Alors que Fatima se lance en tant que chorégraphe avec sa propre compagnie, son combat se centre aussi beaucoup sur les femmes. « À travers la culture, on peut amener plein de thématiques politiques et sociales. Le HipHop, c’est un mouvement né dans les années 70 aux États-Unis qui a permis aux jeunes de quartier de dire : oui, j’existe ! Dans le Hip-Hop, il y a cette phrase culte qui dit « I’m somebody », je suis quelqu’un, et je crois que c’est au tour des filles de se l’approprier. Je voudrais vraiment mettre en valeur les femmes du quartier. Je milite beaucoup pour les filles dans le Hip-Hop. À défaut de pouvoir le faire à échelle internationale, on va déjà essayer de porter ça, là, dans le quartier. Et si on y arrive, on aura tout gagné ! »

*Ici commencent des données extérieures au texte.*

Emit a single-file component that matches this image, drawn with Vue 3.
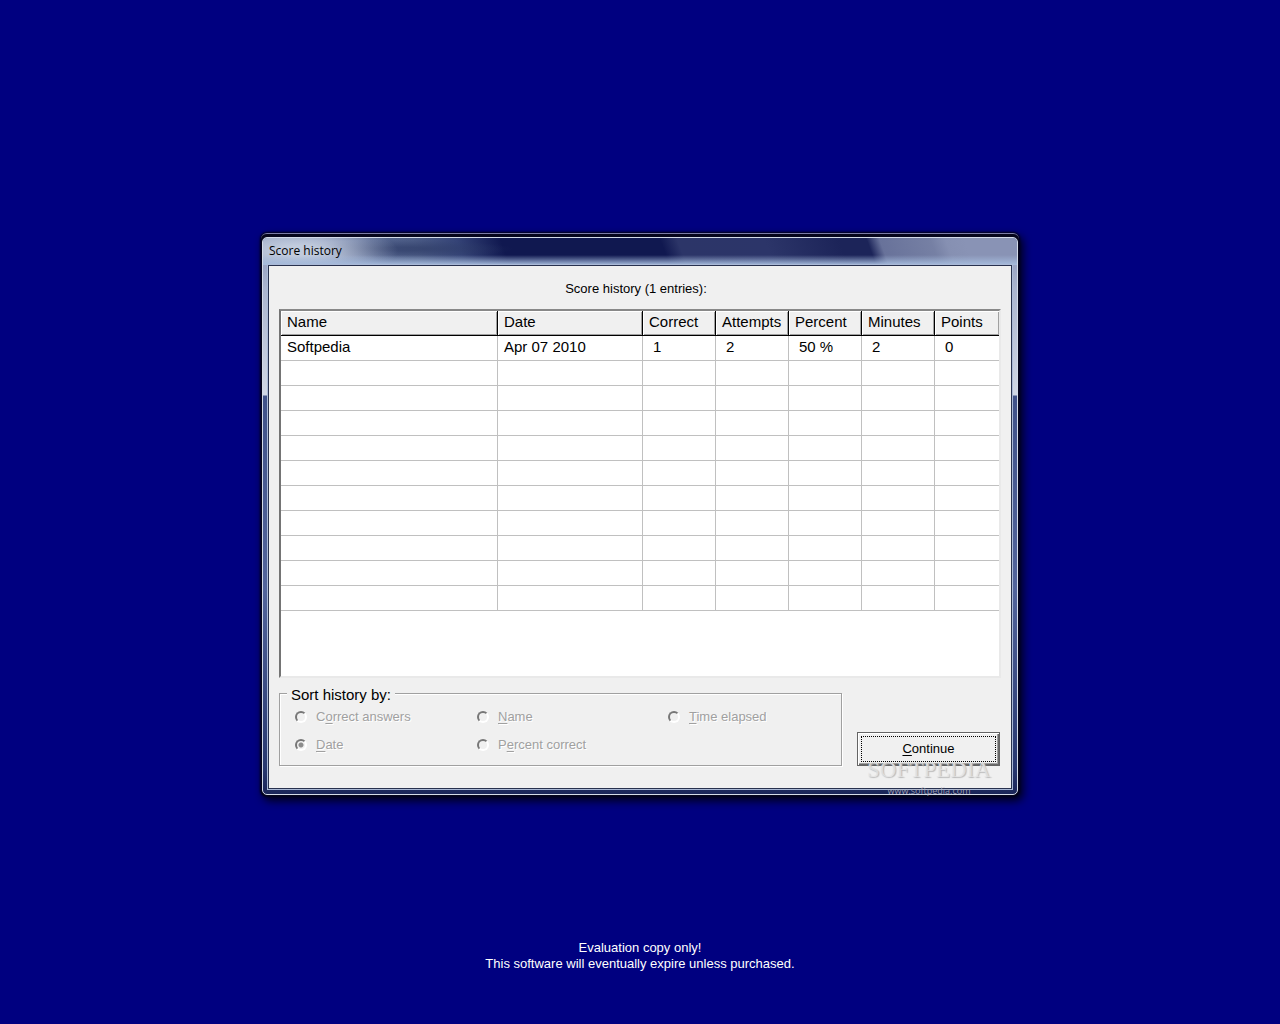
<script setup>
import { ref } from 'vue'

const columns = ['Name', 'Date', 'Correct', 'Attempts', 'Percent', 'Minutes', 'Points']
const widths = [217, 145, 73, 73, 73, 73, 64]
const entries = [['Softpedia', 'Apr 07 2010', '1', '2', '50 %', '2', '0']]
const blankRows = 10

const sortOptions = [
  { id: 'correct', before: 'C', key: 'o', after: 'rrect answers' },
  { id: 'name', before: '', key: 'N', after: 'ame' },
  { id: 'time', before: '', key: 'T', after: 'ime elapsed' },
  { id: 'date', before: '', key: 'D', after: 'ate' },
  { id: 'percent', before: 'P', key: 'e', after: 'rcent correct' },
]
const sortBy = ref('date')
</script>

<template>
  <div class="desktop">
    <section class="window" aria-labelledby="window-title">
      <div class="frame">
        <header class="titlebar"><h1 id="window-title">Score history</h1></header>
        <div class="client">
          <p class="caption">Score history (1 entries):</p>

          <div class="list">
            <table>
              <colgroup>
                <col v-for="(w, i) in widths" :key="i" :style="{ width: (w / 718) * 100 + '%' }" />
              </colgroup>
              <thead>
                <tr>
                  <th v-for="c in columns" :key="c" scope="col">{{ c }}</th>
                </tr>
              </thead>
              <tbody>
                <tr v-for="(row, r) in entries" :key="r">
                  <td v-for="(cell, i) in row" :key="i" :class="{ number: i > 1 }">{{ cell }}</td>
                </tr>
                <tr v-for="n in blankRows" :key="'blank' + n">
                  <td v-for="c in columns" :key="c"></td>
                </tr>
              </tbody>
            </table>
          </div>

          <div class="bottom">
            <fieldset class="sort">
              <legend>Sort history by:</legend>
              <div class="options">
                <label v-for="o in sortOptions" :key="o.id" class="option" :for="o.id">
                  <input :id="o.id" v-model="sortBy" type="radio" name="sort" :value="o.id" disabled />
                  <span>{{ o.before }}<u>{{ o.key }}</u>{{ o.after }}</span>
                </label>
              </div>
            </fieldset>
            <button type="button" class="continue"><span class="focus"><span><u>C</u>ontinue</span></span></button>
          </div>
        </div>
      </div>
      <div class="watermark" aria-hidden="true">
        <span class="brand">SOFTPEDIA</span>
        <span class="site">www.softpedia.com</span>
      </div>
    </section>

    <footer class="notice">
      Evaluation copy only!<br />This software will eventually expire unless purchased.
    </footer>
  </div>
</template>

<style>
body {
  margin: 0;
  background: #000080;
}
</style>

<style scoped>
.desktop {
  box-sizing: border-box;
  min-height: 100vh;
  padding-top: 4px;
  display: grid;
  grid-template-rows: 1fr auto 1fr;
  grid-template-columns: minmax(0, 1fr);
  justify-items: center;
  background: #000080;
  color: #000;
  font: 13px/16px "Liberation Sans", Arial, sans-serif;
}

.window {
  grid-row: 2;
  position: relative;
  box-sizing: border-box;
  width: min(758px, 100%);
  padding: 3px 1px 1px;
  border-top: 1px solid #7b7ba6;
  border-radius: 6px;
  background: #05051c;
  box-shadow: 0 0 2px 1px #00001c, 3px 4px 9px 1px #000018;
}

.frame {
  padding: 0 5px 5px;
  border: 1px solid #d3dae8;
  border-radius: 5px;
  overflow: hidden;
  background: linear-gradient(#8893b9 0, #aab4ce 50px, #d0d7e5 157px, #405289 158px, #53659c 350px, #283870 530px, #1a2558 100%);
}

.titlebar {
  box-sizing: border-box;
  height: 27px;
  margin: 0 -5px;
  padding: 0 6px;
  background:
    linear-gradient(transparent 17px, #a5bbdc 27px),
    radial-gradient(ellipse 100px 28px at 35px 13px, #c1cbdd 20%, #c1cbdd00),
    radial-gradient(ellipse 110px 9px at 140px 11px, #2c3a6599 20%, #2c3a6500),
    linear-gradient(70deg, #8f9cbd 0, #8290b5 60px, #55658f 110px, #4b5b85 150px, #354477 190px, #101850 232px, #101850 382px, #2c3568 398px, #2c3569 480px, #1c2459 550px, #1c2459 576px, #68729a 588px, #7680a4 636px, #8690b2 650px, #8993b5 668px);
}

h1 {
  margin: 0;
  font: 12px/26px "Open Sans", "Noto Sans", sans-serif;
}

.client {
  padding: 15px 10px 22px;
  border: 1px solid #28314e;
  outline: 1px solid #aab9d6;
  background: #f0f0f0;
}

.caption {
  margin: 0 8px 12px 0;
  text-align: center;
}

.list {
  min-height: 365px;
  border: 2px solid;
  border-color: #888 #e9e9e9 #e9e9e9 #747474;
  background: #fff;
}

table {
  width: 100%;
  table-layout: fixed;
  border-collapse: separate;
  border-spacing: 0;
  font-size: 15px;
}

th,
td {
  box-sizing: border-box;
  height: 25px;
  padding: 0 0 2px 6px;
  border-right: 1px solid #c0c0c0;
  border-bottom: 1px solid #c0c0c0;
  line-height: 22px;
  text-align: left;
  white-space: nowrap;
}

th {
  border-color: #000;
  background: #f0f0f0;
  box-shadow: inset 1px 1px #fff, inset -1px -1px #a0a0a0;
  font-weight: normal;
}

th:last-child,
td:last-child {
  border-right: 0;
}

.number {
  padding-left: 10px;
}

.bottom {
  margin-top: 7px;
  display: flex;
  align-items: flex-end;
  justify-content: space-between;
  gap: 15px;
}

.sort {
  flex: 1;
  min-width: 0;
  margin: 0;
  padding: 0 7px;
  border: 1px solid #a0a0a0;
  box-shadow: 1px 1px #fff, inset 1px 1px #fff;
}

legend {
  padding: 2px 4px 0;
  background: #f0f0f0;
  font-size: 15px;
  line-height: 16px;
}

.options {
  display: grid;
  grid-template-columns: 182px 191px 1fr;
  row-gap: 12px;
  padding: 6px 0 12px 8px;
}

.option {
  display: flex;
  align-items: center;
  gap: 9px;
  color: #a0a0a0;
  text-shadow: 1px 1px #fff;
}

input {
  appearance: none;
  box-sizing: border-box;
  flex: none;
  width: 12px;
  height: 12px;
  margin: 0;
  border: 2px solid;
  border-color: #777 #fff #fff #777;
  border-radius: 50%;
  background: #f0f0f0;
}

input:checked {
  background: radial-gradient(circle, #8c8c8c 2px, #f0f0f0 3px);
}

u {
  text-underline-offset: 2px;
}

.continue {
  box-sizing: border-box;
  width: 143px;
  height: 34px;
  margin-right: 1px;
  padding: 3px;
  border: 1px solid #646464;
  background: #f0f0f0;
  box-shadow: inset 1px 1px #fff, inset -1px -1px #696969, inset -2px -2px #a0a0a0;
  color: #000;
  font: inherit;
}

.focus {
  box-sizing: border-box;
  height: 100%;
  display: flex;
  align-items: center;
  justify-content: center;
  border: 1px dotted #000;
}

.watermark {
  position: absolute;
  right: 27px;
  bottom: -3px;
  width: 126px;
  display: flex;
  flex-direction: column;
  align-items: center;
  pointer-events: none;
  white-space: nowrap;
}

.brand {
  color: #e4e4e4cc;
  font: 23px/26px "Liberation Serif", serif;
  text-shadow: 1px 1px 1px #bbb;
}

.site {
  color: #b4b4bedd;
  font: 9px/16px "Open Sans", sans-serif;
}

.notice {
  grid-row: 3;
  align-self: end;
  padding-bottom: 52px;
  color: #fff;
  text-align: center;
}
</style>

Alors qu’ils ne se sont vus que quelques jours, à trois mois d’écart, la petite équipe fonctionne déjà comme un vrai Crew de danseurs. Crédit Photo L.B
Un vaste projet culturel et social

Le spectacle de ce soir pose donc la première pierre d’un projet plus vaste. L’objectif, mobiliser des jeunes du quartier pour faire d’autres ateliers.
En novembre prochain, un spectacle mêlant Hip-Hop, musique et chant doit être organisé dans le cadre du festival des Trans’Urbaines. L’intitulé, « Révèle-toi, I’m somebody » en dit déjà beaucoup de la démarche portée par les acteurs du projet. 

Josiane Bardot, la directrice du festival, explique que « l’objectif, c’est d’amener les gens à s’exprimer à travers ce travail de recherche et d’expérimentation. Ça sera ouvert à tous les niveaux et à tous les styles de danse. » Pour ça, une semaine de stage sera organisée en juillet et en août pour les 12-25 ans. Une collaboration entre le centre Nelson Mandela, le festival Trans’Urbaines et la compagnie de Fatima, Fat’Fil.  

Pour tous les autres, des cours réguliers de Hip-Hop auront lieu dès la rentrée, les mercredis, au centre Nelson Mandela. Pour Fatima, au-delà de l’aspect culturel, il y a un véritable enjeu à revenir aux origines de la danse Hip- Hop comme un moyen de s’exprimer librement, de s’émanciper, de créer du lien social.